((

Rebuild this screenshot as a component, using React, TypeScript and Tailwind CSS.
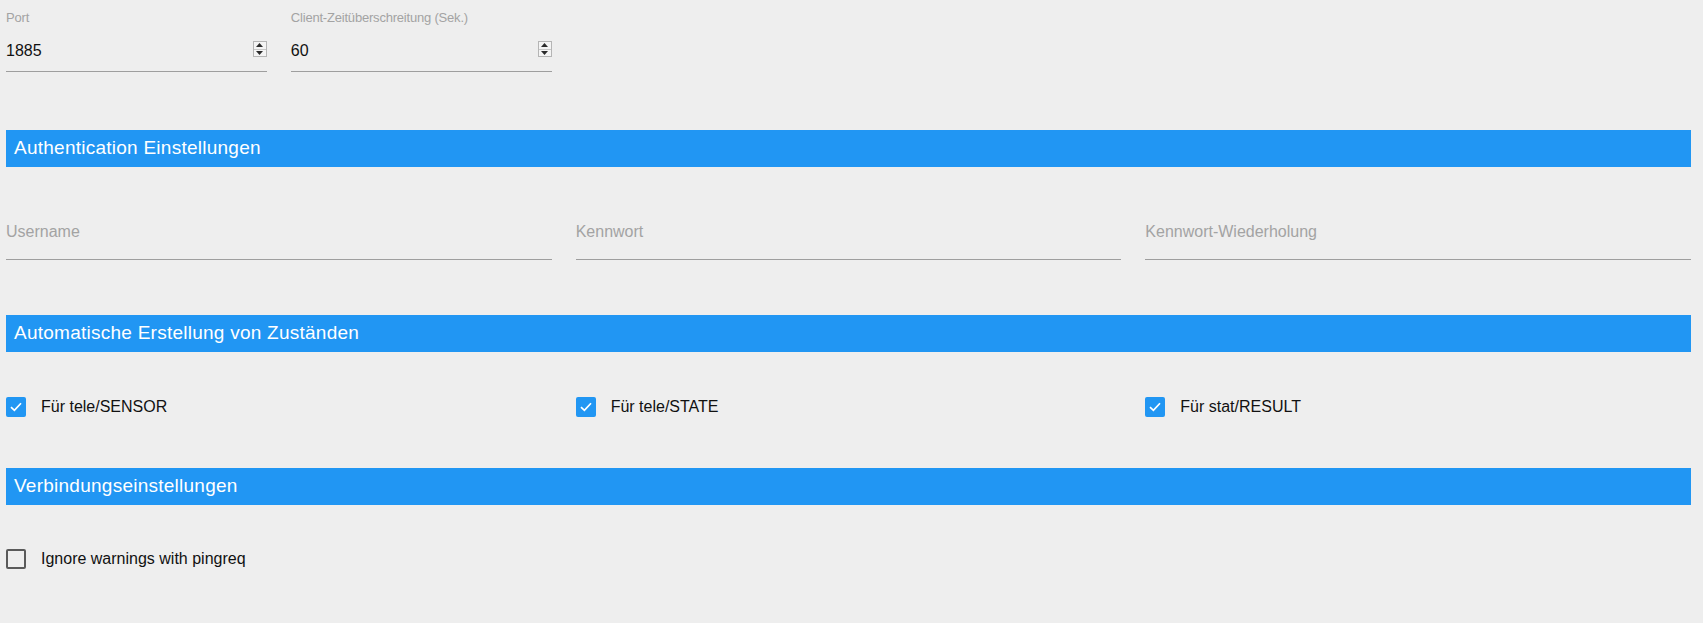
const font = { fontFamily: '"Liberation Sans", Arial, sans-serif' };

const Spinner = () => (
    <div className="flex flex-col w-[14px] h-[16px] border border-[#b5b5b5] bg-[#f4f4f4] -mt-[4px]">
        <div className="flex-1 flex items-center justify-center border-b border-[#c8c8c8]">
            <svg width="7" height="4" viewBox="0 0 7 4"><path d="M3.5 0 L7 4 L0 4 Z" fill="#2b2b2b" /></svg>
        </div>
        <div className="flex-1 flex items-center justify-center">
            <svg width="7" height="4" viewBox="0 0 7 4"><path d="M0 0 L7 0 L3.5 4 Z" fill="#2b2b2b" /></svg>
        </div>
    </div>
);

const NumberField = ({ label, value }: { label: string; value: string }) => (
    <div className="pt-[10px]">
        <div className="text-[13px] leading-[16px] text-[#a3a3a3] tracking-[-0.2px]">{label}</div>
        <div className="mt-[13px] pb-[8px] border-b border-[#9e9e9e] flex items-center justify-between h-[33px]">
            <span className="text-[16px] leading-[24px] text-[#111]">{value}</span>
            <Spinner />
        </div>
    </div>
);

const TextField = ({ label }: { label: string }) => (
    <div className="pb-[17px] border-b border-[#9e9e9e]">
        <div className="text-[16px] leading-[20px] text-[#a3a3a3]">{label}</div>
    </div>
);

const Header = ({ title }: { title: string }) => (
    <div className="h-[37px] bg-[#2196f3] flex items-center pl-[8px]">
        <span className="text-[19px] tracking-[0.25px] text-white">{title}</span>
    </div>
);

const Checkbox = ({ checked, label }: { checked: boolean; label: string }) => (
    <div className="flex items-center h-[24px] gap-[15px]">
        {checked ? (
            <div className="w-[20px] h-[20px] rounded-[2px] bg-[#2196f3] flex items-center justify-center">
                <svg width="14" height="12" viewBox="0 0 14 12">
                    <path d="M2 6.2 L5.4 9.4 L12 2.2" fill="none" stroke="white" strokeWidth="1.7" />
                </svg>
            </div>
        ) : (
            <div className="w-[20px] h-[20px] rounded-[2px] border-2 border-[#5a5a5a]" />
        )}
        <span className="text-[16px] text-[#111]">{label}</span>
    </div>
);

export default function App() {
    return (
        <div className="w-[1703px] h-[623px] bg-[#eeeeee] pl-[6px] pr-[12px] overflow-hidden" style={font}>
            <div className="grid grid-cols-6 gap-6">
                <NumberField label="Port" value="1885" />
                <NumberField label="Client-Zeitüberschreitung (Sek.)" value="60" />
            </div>

            <div className="mt-[58px]">
                <Header title="Authentication Einstellungen" />
            </div>
            <div className="mt-[55px] grid grid-cols-3 gap-6">
                <TextField label="Username" />
                <TextField label="Kennwort" />
                <TextField label="Kennwort-Wiederholung" />
            </div>

            <div className="mt-[55px]">
                <Header title="Automatische Erstellung von Zuständen" />
            </div>
            <div className="mt-[43px] grid grid-cols-3 gap-6">
                <Checkbox checked label="Für tele/SENSOR" />
                <Checkbox checked label="Für tele/STATE" />
                <Checkbox checked label="Für stat/RESULT" />
            </div>

            <div className="mt-[49px]">
                <Header title="Verbindungseinstellungen" />
            </div>
            <div className="mt-[42px]">
                <Checkbox checked={false} label="Ignore warnings with pingreq" />
            </div>
        </div>
    );
}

))

Return the listing above word for word, with the pictures removed.

**Answer in full**
Rebuild this screenshot as a component, using React, TypeScript and Tailwind CSS.
const font = { fontFamily: '"Liberation Sans", Arial, sans-serif' };

const Spinner = () => (
    <div className="flex flex-col w-[14px] h-[16px] border border-[#b5b5b5] bg-[#f4f4f4] -mt-[4px]">
        <div className="flex-1 flex items-center justify-center border-b border-[#c8c8c8]">
            <svg width="7" height="4" viewBox="0 0 7 4"><path d="M3.5 0 L7 4 L0 4 Z" fill="#2b2b2b" /></svg>
        </div>
        <div className="flex-1 flex items-center justify-center">
            <svg width="7" height="4" viewBox="0 0 7 4"><path d="M0 0 L7 0 L3.5 4 Z" fill="#2b2b2b" /></svg>
        </div>
    </div>
);

const NumberField = ({ label, value }: { label: string; value: string }) => (
    <div className="pt-[10px]">
        <div className="text-[13px] leading-[16px] text-[#a3a3a3] tracking-[-0.2px]">{label}</div>
        <div className="mt-[13px] pb-[8px] border-b border-[#9e9e9e] flex items-center justify-between h-[33px]">
            <span className="text-[16px] leading-[24px] text-[#111]">{value}</span>
            <Spinner />
        </div>
    </div>
);

const TextField = ({ label }: { label: string }) => (
    <div className="pb-[17px] border-b border-[#9e9e9e]">
        <div className="text-[16px] leading-[20px] text-[#a3a3a3]">{label}</div>
    </div>
);

const Header = ({ title }: { title: string }) => (
    <div className="h-[37px] bg-[#2196f3] flex items-center pl-[8px]">
        <span className="text-[19px] tracking-[0.25px] text-white">{title}</span>
    </div>
);

const Checkbox = ({ checked, label }: { checked: boolean; label: string }) => (
    <div className="flex items-center h-[24px] gap-[15px]">
        {checked ? (
            <div className="w-[20px] h-[20px] rounded-[2px] bg-[#2196f3] flex items-center justify-center">
                <svg width="14" height="12" viewBox="0 0 14 12">
                    <path d="M2 6.2 L5.4 9.4 L12 2.2" fill="none" stroke="white" strokeWidth="1.7" />
                </svg>
            </div>
        ) : (
            <div className="w-[20px] h-[20px] rounded-[2px] border-2 border-[#5a5a5a]" />
        )}
        <span className="text-[16px] text-[#111]">{label}</span>
    </div>
);

export default function App() {
    return (
        <div className="w-[1703px] h-[623px] bg-[#eeeeee] pl-[6px] pr-[12px] overflow-hidden" style={font}>
            <div className="grid grid-cols-6 gap-6">
                <NumberField label="Port" value="1885" />
                <NumberField label="Client-Zeitüberschreitung (Sek.)" value="60" />
            </div>

            <div className="mt-[58px]">
                <Header title="Authentication Einstellungen" />
            </div>
            <div className="mt-[55px] grid grid-cols-3 gap-6">
                <TextField label="Username" />
                <TextField label="Kennwort" />
                <TextField label="Kennwort-Wiederholung" />
            </div>

            <div className="mt-[55px]">
                <Header title="Automatische Erstellung von Zuständen" />
            </div>
            <div className="mt-[43px] grid grid-cols-3 gap-6">
                <Checkbox checked label="Für tele/SENSOR" />
                <Checkbox checked label="Für tele/STATE" />
                <Checkbox checked label="Für stat/RESULT" />
            </div>

            <div className="mt-[49px]">
                <Header title="Verbindungseinstellungen" />
            </div>
            <div className="mt-[42px]">
                <Checkbox checked={false} label="Ignore warnings with pingreq" />
            </div>
        </div>
    );
}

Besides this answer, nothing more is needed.